Getting new clients is challenging.
There are plenty of freelancing sites like Upwork or Freelancer.com where you can bid on projects, but it’s impossible to compete with Asia developers who drive prices down so low you’d make more money jockeying a register at McDonald’s.
You can post ads on Craigslist, but it’s still tough to get work and the projects you do get aren’t any better than the ones you find on freelancing directories.
I used to think that it was enough to be an excellent developer; that by being highly skilled and doing great work, new clients would somehow find me.
Unfortunately, this isn’t a very efficient approach. You get some referrals, but not as many as you need and for people who aren’t always great clients. You have little control and are at the mercy of luck.
Eventually, I realized that I needed to be more proactive about getting new projects. Hoping that Prince Charming would notice that I was the prettiest girl at the ball wasn’t going to cut it.
I decided that I was going to take the business side of freelancing more seriously. That meant that I needed to learn how to market my services better.
If you’re anything like I used to be, marketing seems like a dark art where people are conned using pop-ups and sleezy long form salesletter nonsense…. so I wasn’t excited about it.
However, I knew that unless I could generate better leads more reliably, I was going to have to deal with lots of peaks and valleys in income and crappy clients who I would be forced work with in order to keep paying the bills. So I applied myself to studying business with the same seriousness that I had used to hone my craft as a freelance developer.
Then, one day while traveling in Vietnam, I made a breakthrough. I completed a small experiment based upon what I learned about marketing. It changed my trajectory for the next three years.
The work that I completed that day has resulted in:
4,628 prospects visiting my site (*prospect* as in someone looking to buy and separate from our normal traffic.)
~250 project inquiries despite warnings that I was likely out of budget
It’s pretty wild.
Very few things I’ve done for my business have had as large of an impact as that one day.
In the three years afterwards, we received so many leads that we grew to a team of 5 with little additional marketing (you don’t have to expand, I could’ve stayed small and simply raised prices and cherry picked the big budgets.)
To set the scene… I had been living in Nagoya, Japan for the past year. My wife and I were vacationing for two weeks in northern Vietnam before leaving the region to come back to the States.
It’s easy to think that I was flush with cash, but the opposite is actually true. Right after we moved to Japan, I developed tendinitis in my arms and wasn’t able to work. I was on the verge of breaking through to 6 figure income with two valuable clients and had to refer them to another developer (who did instead.) What little savings I had vanished and instead I spent the next year struggling to earn enough money to live in one of the most expensive cities in the world without setting my arms on fire by typing.

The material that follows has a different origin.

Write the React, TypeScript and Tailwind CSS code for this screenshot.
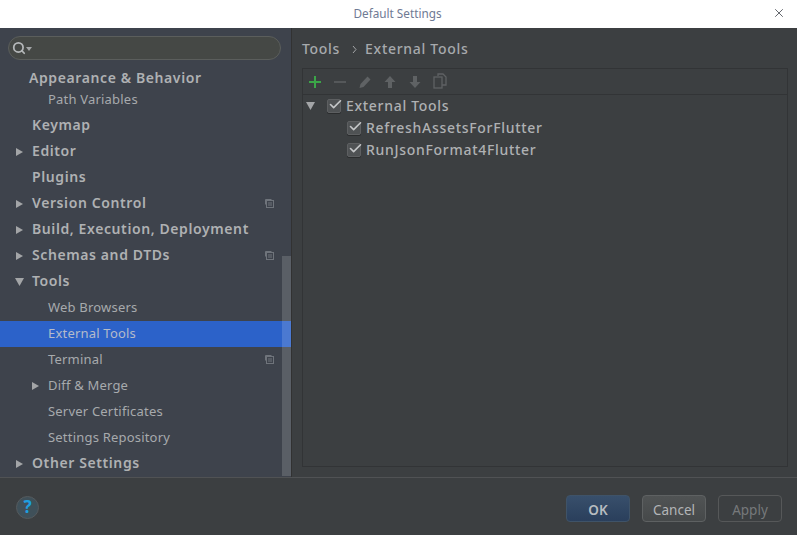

It was like I had started over again. Like the 4 years I took to get there just vanished. It was soul crushing.
We were only traveling in Vietnam was because I had promised my wife and knew that we wouldn’t be back in the region for years. Even with that, I was only able to justify it to myself because the plane ticket back was actually cheaper flying through Ho Chi Minh than directly back to the US.
At the end of our trip, we were on Cat Ba island where we had been “deep water soloing”— climbing big rocks out in the ocean and falling into the water instead of rappelling down (incidentally, not great for tendinitis.) We were heading back to the mainland and had a train to catch in Hanoi that night. However, my wife didn’t want to wait at the train station, so we spent the day in a café instead. I set at my laptop sipping ca phe sua nong and working away at my marketing experiment.
We ended up missing our train, but it was worth it.